By SAM HANANEL, Associated Press

WASHINGTON Are federal employees overpaid?

Republican leaders in Congress think so, and they are calling for an overhaul

of the entire federal pay system to help slash government spending.

Democrats and other defenders of the government work force say federal workers

are actually underpaid compared with their private counterparts.

A closer look at the data shows that both sides have a point but that

supporters of federal workers are a bit closer to reality. The debate has

heated up since the GOP budget blueprint unveiled this week calls for federal

pay "to be reformed to be in line with the private sector." It says average

wages "far eclipse" those in the private industry.

At a congressional hearing last month, Rep. Dennis Ross, R-Fla., said the

average federal worker earns $101,628 in total compensation including wages

and benefits_ compared with $60,000 for the average private employee. He was

citing data from the federal Office of Personnel Management.

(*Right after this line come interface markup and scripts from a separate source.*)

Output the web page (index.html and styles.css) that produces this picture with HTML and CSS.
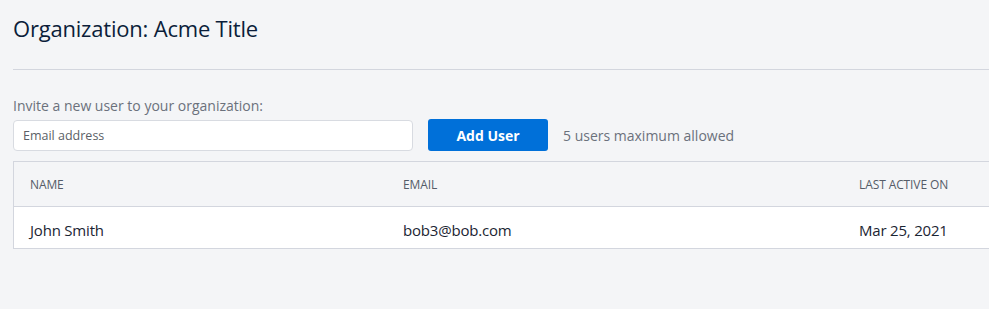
FILE: index.html
```html
<!DOCTYPE html>
<html lang="en">
  <head>
    <meta charset="UTF-8" />
    <title>Organization</title>
    <link rel="stylesheet" href="styles.css">
  </head>
  <body>
    <div class="page">
      <h1>Organization: Acme Title</h1>
      <hr class="divider" />

      <form class="invite">
        <label for="email">Invite a new user to your organization:</label>
        <div class="invite-row">
          <input type="email" id="email" placeholder="Email address" />
          <button type="button">Add User</button>
          <span class="limit">5 users maximum allowed</span>
        </div>
      </form>

      <div class="users">
        <div class="row head">
          <div>Name</div>
          <div>Email</div>
          <div>Last Active On</div>
        </div>
        <div class="row">
          <div>John Smith</div>
          <div>bob3@bob.com</div>
          <div>Mar 25, 2021</div>
        </div>
      </div>
    </div>
  </body>
</html>
```

FILE: styles.css
```css
* {
  margin: 0;
  padding: 0;
  box-sizing: border-box;
  font-family: "Open Sans", "Noto Sans", sans-serif;
}

html,
body {
  overflow: hidden;
}

body {
  background: #f4f5f7;
  color: #1b2533;
}

.page {
  width: 1010px;
  padding: 13px 0 0 13px;
}

h1 {
  font-size: 22px;
  font-weight: 400;
  color: #0b1e3a;
  line-height: 30px;
  letter-spacing: -0.2px;
}

.divider {
  border: none;
  border-top: 1px solid #d3d6de;
  margin-top: 26px;
}

.invite {
  margin-top: 26px;
}

label {
  display: block;
  font-size: 14px;
  color: #6b717c;
  line-height: 20px;
  margin-bottom: 3px;
}

.invite-row {
  display: flex;
  align-items: center;
}

input {
  width: 400px;
  height: 31px;
  padding: 0 9px;
  border: 1px solid #d8dbe1;
  border-radius: 4px;
  background: white;
  font-size: 12.5px;
  color: #333;
}

input::placeholder {
  color: #5b5f66;
}

button {
  margin-left: 15px;
  width: 120px;
  height: 32px;
  border: none;
  border-radius: 3px;
  background-color: #0070d9;
  color: white;
  font-size: 14px;
  font-weight: 700;
}

.limit {
  margin-left: 15px;
  font-size: 14px;
  color: #6b717c;
}

.users {
  margin-top: 10px;
  border: 1px solid #d3d6de;
  border-right: none;
}

.row {
  display: grid;
  grid-template-columns: 373px 456px 1fr;
  height: 41px;
  padding-top: 4px;
  align-items: center;
  background: white;
  font-size: 15px;
  letter-spacing: -0.2px;
  color: #1b2533;
}

.row > div {
  padding-left: 16px;
}

.row.head {
  height: 45px;
  padding-top: 0;
  background: #f4f5f7;
  border-bottom: 1px solid #d3d6de;
  font-size: 12px;
  letter-spacing: -0.1px;
  text-transform: uppercase;
  color: #555c68;
}
```
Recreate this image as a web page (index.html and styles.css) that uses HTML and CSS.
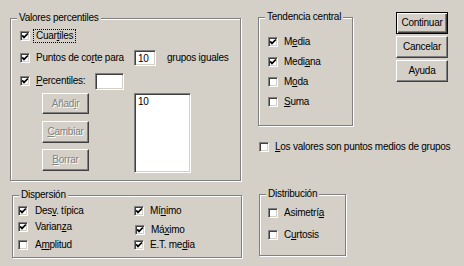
FILE: index.html
```html
<!DOCTYPE html>
<html lang="es">
<head>
<meta charset="utf-8">
<title>Frecuencias: Estadísticos</title>
<link rel="stylesheet" href="styles.css">
</head>
<body>
<div class="dialog">
  <div class="col-left">
    <fieldset class="group g-valores">
      <legend>Valores percentiles</legend>
      <div class="gbody">
        <div class="row r-cuart">
          <span class="cb"><svg viewBox="0 0 8 8" width="8" height="8"><path d="M1.2 3.4 L3 5.4 L6.9 1.5" fill="none" stroke="#000" stroke-width="1.7"/></svg></span>
          <span class="lbl focus">Cuar<u>t</u>iles</span>
        </div>
        <div class="row r-puntos">
          <span class="cb"><svg viewBox="0 0 8 8" width="8" height="8"><path d="M1.2 3.4 L3 5.4 L6.9 1.5" fill="none" stroke="#000" stroke-width="1.7"/></svg></span>
          <span class="lbl w-puntos">Puntos de co<u>r</u>te para</span>
          <span class="field f-puntos">10</span>
          <span class="lbl after">grupos iguales</span>
        </div>
        <div class="row r-perc">
          <span class="cb"><svg viewBox="0 0 8 8" width="8" height="8"><path d="M1.2 3.4 L3 5.4 L6.9 1.5" fill="none" stroke="#000" stroke-width="1.7"/></svg></span>
          <span class="lbl w-perc"><u>P</u>ercentiles:</span>
          <span class="field f-perc"></span>
        </div>
        <div class="perc-edit">
          <div class="btn-col">
            <button class="btn dis b-add">Añad<u>i</u>r</button>
            <button class="btn dis b-chg"><u>C</u>ambiar</button>
            <button class="btn dis b-del"><u>B</u>orrar</button>
          </div>
          <div class="listbox">10</div>
        </div>
      </div>
    </fieldset>
    <fieldset class="group g-disp">
      <legend>Dispersión</legend>
      <div class="gbody">
        <div class="row">
          <span class="cb"><svg viewBox="0 0 8 8" width="8" height="8"><path d="M1.2 3.4 L3 5.4 L6.9 1.5" fill="none" stroke="#000" stroke-width="1.7"/></svg></span>
          <span class="lbl l-left">Des<u>v</u>. típica</span>
        </div>
        <div class="row">
          <span class="cb"><svg viewBox="0 0 8 8" width="8" height="8"><path d="M1.2 3.4 L3 5.4 L6.9 1.5" fill="none" stroke="#000" stroke-width="1.7"/></svg></span>
          <span class="lbl">Mí<u>n</u>imo</span>
        </div>
        <div class="row up">
          <span class="cb"><svg viewBox="0 0 8 8" width="8" height="8"><path d="M1.2 3.4 L3 5.4 L6.9 1.5" fill="none" stroke="#000" stroke-width="1.7"/></svg></span>
          <span class="lbl l-left">Varian<u>z</u>a</span>
        </div>
        <div class="row down">
          <span class="cb cb-shift"><svg viewBox="0 0 8 8" width="8" height="8"><path d="M1.2 3.4 L3 5.4 L6.9 1.5" fill="none" stroke="#000" stroke-width="1.7"/></svg></span>
          <span class="lbl">Má<u>x</u>imo</span>
        </div>
        <div class="row">
          <span class="cb"></span>
          <span class="lbl l-left">A<u>m</u>plitud</span>
        </div>
        <div class="row">
          <span class="cb"><svg viewBox="0 0 8 8" width="8" height="8"><path d="M1.2 3.4 L3 5.4 L6.9 1.5" fill="none" stroke="#000" stroke-width="1.7"/></svg></span>
          <span class="lbl">E.T. me<u>d</u>ia</span>
        </div>
      </div>
    </fieldset>
  </div>

  <div class="col-right">
    <div class="top-row">
      <fieldset class="group g-tend">
        <legend>Tendencia central</legend>
        <div class="gbody">
          <div class="row">
            <span class="cb"><svg viewBox="0 0 8 8" width="8" height="8"><path d="M1.2 3.4 L3 5.4 L6.9 1.5" fill="none" stroke="#000" stroke-width="1.7"/></svg></span>
            <span class="lbl">M<u>e</u>dia</span>
          </div>
          <div class="row">
            <span class="cb"><svg viewBox="0 0 8 8" width="8" height="8"><path d="M1.2 3.4 L3 5.4 L6.9 1.5" fill="none" stroke="#000" stroke-width="1.7"/></svg></span>
            <span class="lbl">Medi<u>a</u>na</span>
          </div>
          <div class="row">
            <span class="cb"></span>
            <span class="lbl">M<u>o</u>da</span>
          </div>
          <div class="row">
            <span class="cb"></span>
            <span class="lbl"><u>S</u>uma</span>
          </div>
        </div>
      </fieldset>
      <div class="buttons">
        <button class="btn default">Continuar</button>
        <button class="btn">Cancelar</button>
        <button class="btn">Ayuda</button>
      </div>
    </div>
    <div class="row cb-row">
      <span class="cb"></span>
      <span class="lbl"><u>L</u>os valores son puntos medios de grupos</span>
    </div>
    <fieldset class="group g-dist">
      <legend>Distribución</legend>
      <div class="gbody">
        <div class="row">
          <span class="cb"></span>
          <span class="lbl">Asimetrí<u>a</u></span>
        </div>
        <div class="row">
          <span class="cb"></span>
          <span class="lbl">C<u>u</u>rtosis</span>
        </div>
      </div>
    </fieldset>
  </div>
</div>
</body>
</html>
```

FILE: styles.css
```css
* { box-sizing: border-box; }

html, body {
  margin: 0;
  padding: 0;
}

body {
  width: 464px;
  height: 266px;
  overflow: hidden;
  background: #d4d0c8;
  color: #000;
  font-family: "Liberation Sans", Arial, sans-serif;
  font-size: 10px;
  letter-spacing: -0.25px;
  line-height: 12px;
}

u { text-decoration-thickness: 1px; text-underline-offset: 1px; }

.dialog {
  display: flex;
  align-items: flex-start;
  padding: 11px 0 0 10px;
}

/* ---------- group boxes ---------- */
.group {
  margin: 0;
  padding: 0;
  min-width: 0;
  border: 1px solid #808080;
  box-shadow: inset 1px 1px 0 #fff, 1px 1px 0 #fff;
}

.group legend {
  margin-left: 6px;
  padding: 0 2px;
  height: 12px;
  line-height: 12px;
  background: #d4d0c8;
  white-space: nowrap;
}

/* ---------- common rows / controls ---------- */
.row {
  display: flex;
  align-items: center;
  white-space: nowrap;
}

.cb {
  flex: none;
  width: 10px;
  height: 10px;
  border: 1px solid;
  border-color: #808080 #fff #fff #808080;
  box-shadow: inset 1px 1px 0 #404040, inset -1px -1px 0 #d4d0c8;
  background: #fff;
}
.cb svg { display: block; }

.lbl { margin-left: 6px; }

.lbl.focus {
  margin-left: 3px;
  padding: 0 2px;
  border: 1px dotted #000;
}

.field {
  flex: none;
  border: 1px solid;
  border-color: #808080 #fff #fff #808080;
  box-shadow: inset 1px 1px 0 #404040, inset -1px -1px 0 #d4d0c8;
  background: #fff;
  padding: 2px 0 0 3px;
}

.btn {
  display: block;
  margin: 0;
  padding: 0;
  font: inherit;
  letter-spacing: inherit;
  color: #000;
  background: #d4d0c8;
  border: 1px solid;
  border-color: #fff #404040 #404040 #fff;
  box-shadow: inset -1px -1px 0 #808080;
  text-align: center;
  line-height: 12px;
}

.btn.default {
  border: 1px solid #000;
  box-shadow: inset 1px 1px 0 #fff, inset -1px -1px 0 #404040, inset -2px -2px 0 #808080;
}

.btn.dis {
  color: #808080;
  text-shadow: 1px 1px 0 #fff;
}

/* ---------- Valores percentiles ---------- */
.g-valores { width: 231px; margin-top: 1px; }
.g-valores .gbody { padding: 1px 0 7px 9px; }

.r-cuart { height: 22px; }
.r-puntos { height: 22px; }
.r-perc { height: 24px; }

.w-puntos { width: 98px; }
.f-puntos { width: 22px; height: 16px; }
.lbl.after { margin-left: 11px; }

.w-perc { width: 59px; }
.f-perc { width: 29px; height: 17px; }

.perc-edit {
  display: flex;
  height: 80px;
}

.btn-col {
  display: flex;
  flex-direction: column;
  margin-left: 22px;
  width: 47px;
}
.btn-col .btn { width: 47px; height: 22px; }
.btn-col .b-add { height: 21px; }
.btn-col .b-chg { margin-top: 7px; }
.btn-col .b-del { margin-top: 6px; }

.listbox {
  margin-left: 45px;
  width: 57px;
  height: 80px;
  border: 1px solid;
  border-color: #808080 #fff #fff #808080;
  box-shadow: inset 1px 1px 0 #404040, inset -1px -1px 0 #d4d0c8;
  background: #fff;
  padding: 2px 0 0 3px;
}

/* ---------- Dispersión ---------- */
.g-disp { width: 230px; margin: 8px 0 0 2px; }
.g-disp .gbody {
  display: grid;
  grid-template-columns: 116px auto;
  grid-template-rows: 18px 16px 18px;
  padding: 1px 0 3px 5px;
}
.g-disp .l-left { margin-left: 7px; }
.g-disp .row.up { margin-top: -3px; }
.g-disp .row.down { margin-top: 4px; }
.g-disp .cb-shift { margin-left: 1px; }

/* ---------- right side ---------- */
.col-right {
  margin-left: 16px;
  display: flex;
  flex-direction: column;
  align-items: flex-start;
}

.top-row {
  display: flex;
  align-items: flex-start;
}

.g-tend { width: 95px; }
.g-tend .gbody { padding: 9px 0 13px 9px; }
.g-tend .row { height: 20px; }

.buttons {
  margin: 1px 0 0 43px;
  display: flex;
  flex-direction: column;
  gap: 2px;
}
.buttons .btn { width: 52px; height: 22px; }

.cb-row {
  height: 20px;
  margin: 11px 0 0 1px;
}

.g-dist { width: 87px; margin: 31px 0 0 1px; }
.g-dist .gbody { padding: 2px 0 9px 8px; }
.g-dist .row { height: 22px; }
```
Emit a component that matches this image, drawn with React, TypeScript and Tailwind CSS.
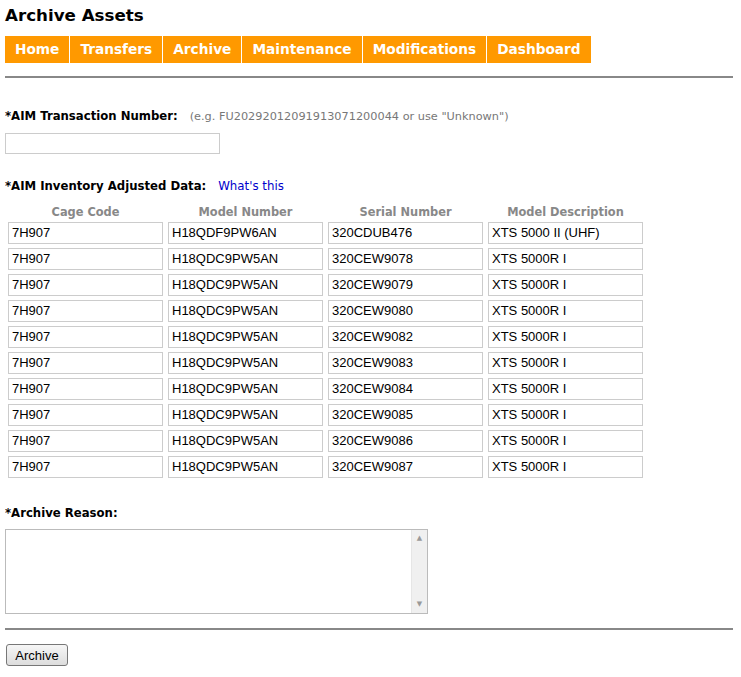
import React from 'react';

const navItems = ['Home', 'Transfers', 'Archive', 'Maintenance', 'Modifications', 'Dashboard'];

const rows = [
    ['7H907', 'H18QDF9PW6AN', '320CDUB476', 'XTS 5000 II (UHF)'],
    ['7H907', 'H18QDC9PW5AN', '320CEW9078', 'XTS 5000R I'],
    ['7H907', 'H18QDC9PW5AN', '320CEW9079', 'XTS 5000R I'],
    ['7H907', 'H18QDC9PW5AN', '320CEW9080', 'XTS 5000R I'],
    ['7H907', 'H18QDC9PW5AN', '320CEW9082', 'XTS 5000R I'],
    ['7H907', 'H18QDC9PW5AN', '320CEW9083', 'XTS 5000R I'],
    ['7H907', 'H18QDC9PW5AN', '320CEW9084', 'XTS 5000R I'],
    ['7H907', 'H18QDC9PW5AN', '320CEW9085', 'XTS 5000R I'],
    ['7H907', 'H18QDC9PW5AN', '320CEW9086', 'XTS 5000R I'],
    ['7H907', 'H18QDC9PW5AN', '320CEW9087', 'XTS 5000R I'],
];

const headers = ['Cage Code', 'Model Number', 'Serial Number', 'Model Description'];

const App: React.FC = () => {
    return (
        <div className="min-h-[677px] bg-white px-[5px] pt-[5px] font-['DejaVu_Sans',Verdana,sans-serif] text-black">
            <h1 className="text-[16.7px] font-bold leading-[20px]">Archive Assets</h1>

            {/* nav */}
            <div className="mt-[11px] flex gap-px">
                {navItems.map((item) => (
                    <div
                        key={item}
                        className="flex h-[27px] items-center bg-[#ff9900] px-[10px] text-[13.7px] font-bold text-white"
                    >
                        {item}
                    </div>
                ))}
            </div>

            <div className="mt-[13px] h-[2px] w-[728px] bg-[#888888]" />

            {/* transaction number */}
            <div className="mt-[30px] flex items-baseline gap-[12px]">
                <span className="text-[11.7px] font-bold">*AIM Transaction Number:</span>
                <span className="text-[11.3px] text-[#777777]">(e.g. FU20292012091913071200044 or use "Unknown")</span>
            </div>
            <input
                type="text"
                className="mt-[7px] block h-[21px] w-[215px] border border-[#cccccc] bg-white px-1 outline-none"
            />

            {/* inventory data */}
            <div className="mt-[24px] flex items-baseline gap-[12px]">
                <span className="text-[11.7px] font-bold">*AIM Inventory Adjusted Data:</span>
                <a className="text-[11.8px] text-[#0000cc]">What's this</a>
            </div>

            <div className="ml-[3px] mt-[9px] grid grid-cols-[155px_155px_155px_155px] gap-x-[5px] gap-y-[4px]">
                {headers.map((h) => (
                    <div key={h} className="-mb-[2px] text-center text-[11.4px] font-bold leading-[15px] text-[#888888]">
                        {h}
                    </div>
                ))}
                {rows.map((r, i) =>
                    r.map((v, j) => (
                        <input
                            key={`${i}-${j}`}
                            type="text"
                            defaultValue={v}
                            className="block h-[22px] w-[155px] border border-[#cccccc] bg-white px-[3px] font-['Liberation_Sans',Arial,sans-serif] text-[13px] text-black outline-none"
                        />
                    ))
                )}
            </div>

            {/* archive reason */}
            <div className="mt-[27px] text-[11.7px] font-bold">*Archive Reason:</div>
            <div className="mt-[7px] flex h-[85px] w-[423px] border border-[#bbbbbb] bg-white">
                <textarea className="h-full flex-1 resize-none bg-white outline-none" />
                <div className="flex w-[16px] flex-col items-center justify-between border-l border-[#e6e6e6] bg-[#f0f0f0] py-[5px] text-[7px] leading-none text-[#999999]">
                    <span>▲</span>
                    <span>▼</span>
                </div>
            </div>

            <div className="mt-[14px] h-[2px] w-[728px] bg-[#888888]" />

            <button className="ml-px mt-[14px] h-[22px] w-[62px] rounded-[3px] border border-[#777777] bg-gradient-to-b from-[#f6f6f6] to-[#dddddd] font-['Liberation_Sans',Arial,sans-serif] text-[13px] leading-none text-black">
                Archive
            </button>
        </div>
    );
};

export default App;
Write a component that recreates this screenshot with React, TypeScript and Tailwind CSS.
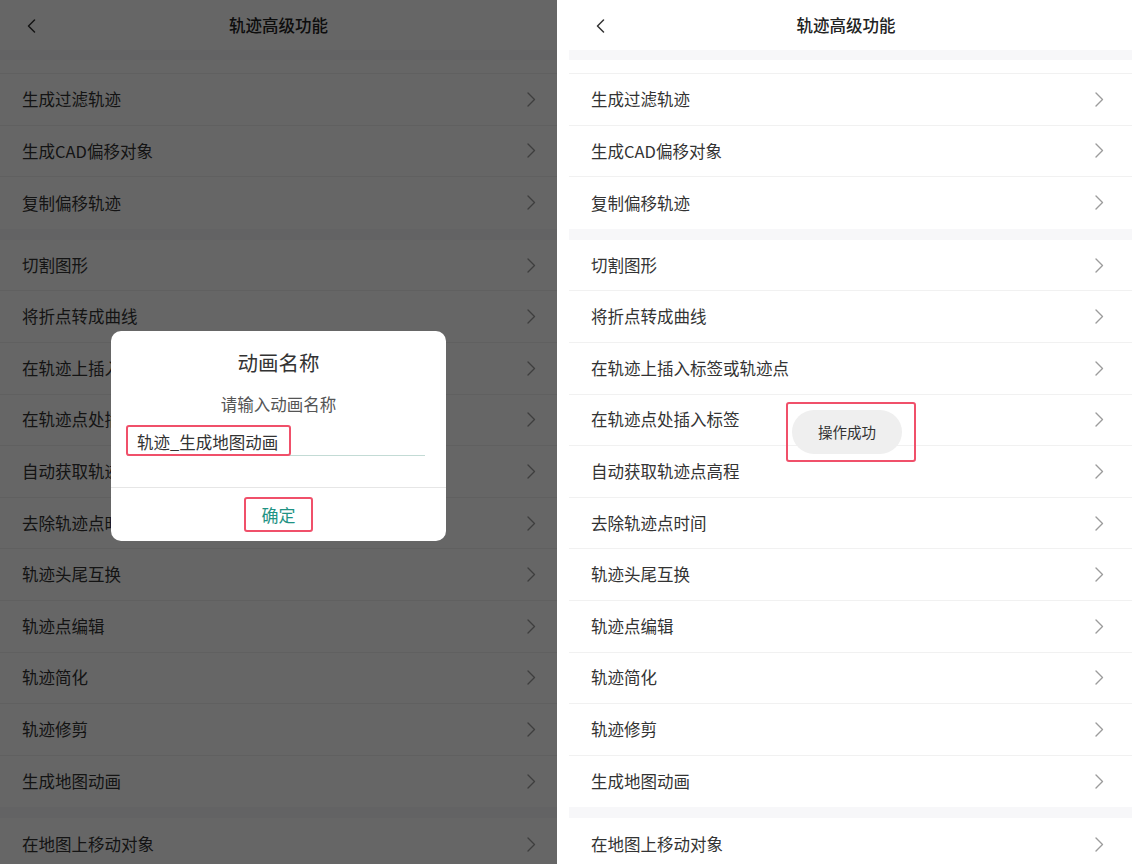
import React from 'react'

const sections = [
  ['生成过滤轨迹', '生成CAD偏移对象', '复制偏移轨迹'],
  [
    '切割图形',
    '将折点转成曲线',
    '在轨迹上插入标签或轨迹点',
    '在轨迹点处插入标签',
    '自动获取轨迹点高程',
    '去除轨迹点时间',
    '轨迹头尾互换',
    '轨迹点编辑',
    '轨迹简化',
    '轨迹修剪',
    '生成地图动画',
  ],
  ['在地图上移动对象'],
]

function Chevron() {
  return (
    <svg width="9" height="15" viewBox="0 0 9 15" fill="none">
      <polyline points="1,1 7.5,7.5 1,14" stroke="#9c9c9c" strokeWidth="1.4" strokeLinecap="round" strokeLinejoin="round" />
    </svg>
  )
}

function Back() {
  return (
    <svg width="9" height="14" viewBox="0 0 9 14" fill="none">
      <polyline points="7.5,1 1.5,7 7.5,13" stroke="#333" strokeWidth="1.5" strokeLinecap="round" strokeLinejoin="round" />
    </svg>
  )
}

function Screen({ wide }: { wide?: boolean }) {
  return (
    <div className="flex flex-col bg-white">
      <div className={`grid h-[50px] items-center ${wide ? 'grid-cols-[60px_1fr_69px]' : 'grid-cols-[60px_1fr_60px]'}`}>
        <div className="pl-[27px] pt-[1px]">
          <Back />
        </div>
        <div className="text-center text-[16.5px] font-medium text-[#222]">轨迹高级功能</div>
        <div />
      </div>
      <div className="h-[10px] bg-[#f7f7f9]" />
      <div className="h-[14px] border-b border-[#f1f1f1]" />
      {sections.map((items, si) => (
        <div key={si}>
          {si > 0 && <div className="h-[11px] bg-[#f7f7f9]" />}
          {items.map((label, i) => (
            <div
              key={label}
              className={`flex h-[51.6px] items-center justify-between pl-[22px] ${wide ? 'pr-[28px]' : 'pr-[21px]'} ${i < items.length - 1 ? 'border-b border-[#f1f1f1]' : ''}`}
            >
              <span className="text-[16.5px] text-[#333]">{label}</span>
              <Chevron />
            </div>
          ))}
        </div>
      ))}
    </div>
  )
}

export default function App() {
  return (
    <div className="flex h-[864px] w-[1132px] overflow-hidden bg-white font-['Noto_Sans_CJK_SC','Noto_Sans',sans-serif]">
      <div className="relative h-full w-[557px] shrink-0 overflow-hidden">
        <Screen />
        <div className="absolute inset-0 bg-black/60" />
        <div className="absolute left-[111px] top-[331px] flex h-[210px] w-[335px] flex-col rounded-[10px] bg-white">
          <div className="pt-[17px] text-center text-[20.5px] leading-[28px] text-[#333]">动画名称</div>
          <div className="mt-[16px] text-center text-[16.5px] leading-[24px] text-[#555]">请输入动画名称</div>
          <div className="relative ml-[16px] mr-[21px] mt-[13px] h-[27px] border-b border-[#c3dbd5] pl-[10px] text-[16.5px] leading-[26px] text-[#333]">
            轨迹_生成地图动画
            <div className="absolute left-[-1px] top-[-4px] h-[31px] w-[165px] rounded-[3px] border-2 border-[#f0506a]" />
          </div>
          <div className="mt-[31px] border-t border-[#e6e6e6]" />
          <div className="flex flex-1 items-center justify-center">
            <div className="flex h-[35px] w-[69px] items-center justify-center rounded-[3px] border-2 border-[#f0506a] text-[17px] text-[#1f9384]">
              确定
            </div>
          </div>
        </div>
      </div>
      <div className="w-[12px] shrink-0 bg-white" />
      <div className="relative h-full flex-1 overflow-hidden">
        <Screen wide />
        <div className="absolute left-[217px] top-[402px] flex h-[60px] w-[130px] items-center rounded-[3px] border-2 border-[#f0506a] pl-[4px]">
          <div className="flex h-[44px] w-[110px] items-center justify-center rounded-full bg-[#efefef] text-[14.5px] text-[#333]">
            操作成功
          </div>
        </div>
      </div>
    </div>
  )
}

"Our taxpayers can no longer be asked to foot the bill for these federal

employees while watching their own salaries remain flat and their benefits

erode," said Ross, chairman of the House Oversight subcommittee on the federal

work force.

But federal employee advocates claim a straight-up comparison of average total

compensation is misleading. A disproportionate number of federal employees are

professionals, such as managers, lawyers, engineers and scientists. Over the

years, the federal government has steadily outsourced lower-paying jobs to the

private sector so that blue-collar workers cooking meals or working in

mailrooms now make up just 10 percent of federal employees.

That argument is backed up by a 2002 study of the nonpartisan Congressional

Budget Office. It found that federal salaries for most professional and

administrative jobs lagged well behind compensation offered in the private

sector.

The CBO study concluded that the best way to measure the difference is to

compare government jobs with those in the private sector that match the actual

work performed. The CBO found that salaries for 85 percent of federal workers

in professional and administrative jobs lagged their private sector

counterparts by more than 20 percent.

Among lawyers, for example, the average pay in the federal government was about

$127,500 a year in 2009, according to the Bureau of Labor Statistics. The

average lawyer in the private sector earned $137,540. And the starting salary

at large law firms in Washington, D.C. where most government lawyers work

is $160,000, and can grow to hundreds of thousands of dollars a year, according

to the National Association for Law Placement.

At the lower end of the pay scale, the CBO said 30 percent of federal employees

in technical and clerical fields earned salaries above those doing comparable

work in the private sector. But the differences were mostly within about 10

percent plus or minus of private levels.

The government does offer, on average, more generous benefits to workers than

the private sector. OPM data shows the federal employees earned an average of

$27,317 in pension and health benefits in 2010. That's more than double the

average private sector benefits of $10,589, according to statistics from the

federal Bureau of Economic Analysis.

The CBO report pointed to what it called a "long-standing concern" with the

federal pay system it allows no variation in pay raises based on occupation.

That means federal workers in professional and administrative jobs may get

smaller pay increases than needed to match the private sector, while technical

and clerical workers get higher raises than needed.

President Barack Obama is seeking a two-year federal pay freeze, but that's not

enough for some Republicans. The GOP budget plan offered this week by House

Budget Committee Chairman Paul Ryan, R-Wis., would impose a five-year pay

freeze on federal employees, cut the federal work force by 10 percent and

increase employee contributions to retirement plans.

Rep. Darrell Issa, R-Calif., chairman of the House Oversight and Government

Reform Committee, said he wants to see Obama's pay freeze include a ban on step

increases automatic adjustments within pay grades that are part of the

federal pay system.

OPM Director John Berry says eliminating step increases would hasten the

departure of valuable federal employees for the private sector.

Asked about the prospect of federal employees losing their jobs in the push to

curb government spending, House Speaker John Boehner of Ohio angered Democrats

earlier this year when he said, "So be it."

"I don't want anyone to lose their job, whether they're a federal employee or

not," Boehner said. "But come on, we're broke."